Why It Matters That Women Are Winning Big at the Emmys
As host Andy Samberg noted in his opening monologue, the gender gap is still alive and well in Hollywood. But Transparent creator Jill Soloway and several other ladies took over the Emmys early on.
Soloway (above) took home her first Emmy on Sunday night for best directing in a comedy series. She’s one of just a handful of female showrunners—along with Tina Fey and Jenji Kohan—to be up for an award, and she has been a pioneer in the industry since the beginning of her career. Her win represents a giant step for women working behind the camera in Hollywood.
So do the wins that Olive Kitteridge has taken home. The HBO mini-series about a complicated woman navigating life in small town in Maine proved that female protagonists don’t have to be “likable” to be successful. In his acceptance speech for best actor in a mini-series, Richard Jenkins thanked “all the women” who made Olive Kitteridge possible.
Perhaps the biggest sign of progress was Amy Schumer winning in the best sketch series category for her unapologetically feminist show, Inside Amy Schumer.

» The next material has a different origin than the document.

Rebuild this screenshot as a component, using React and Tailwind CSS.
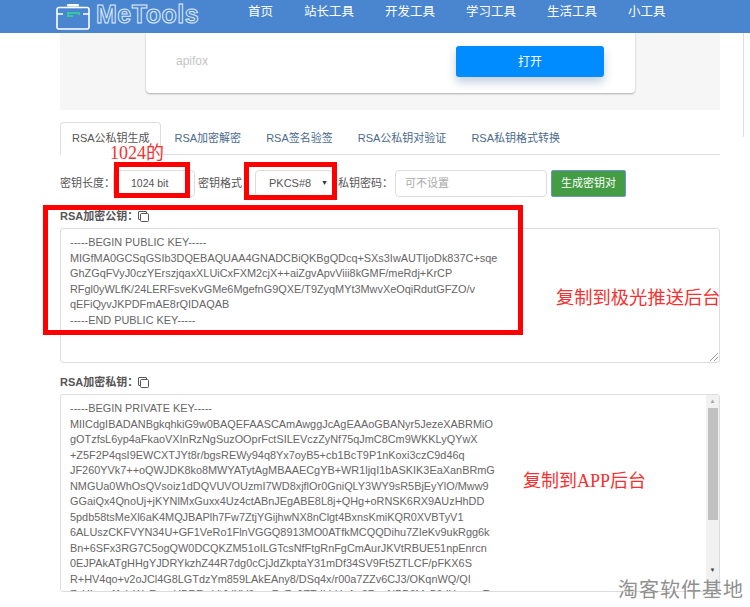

Both Julia Louis-Dreyfus and Allison Janney broke Emmys records, too. Janney tied Ed Asner and Mary Tyler Moore for most acting wins (in any category) at the Emmys with her seventh win for best supporting actress in a comedy for Mom. Veep’s Louis-Drefyus nabbed a fifth statue for best actress in a comedy, tying Candice Bergen and Mary Tyler Moore for most wins in the best actress category.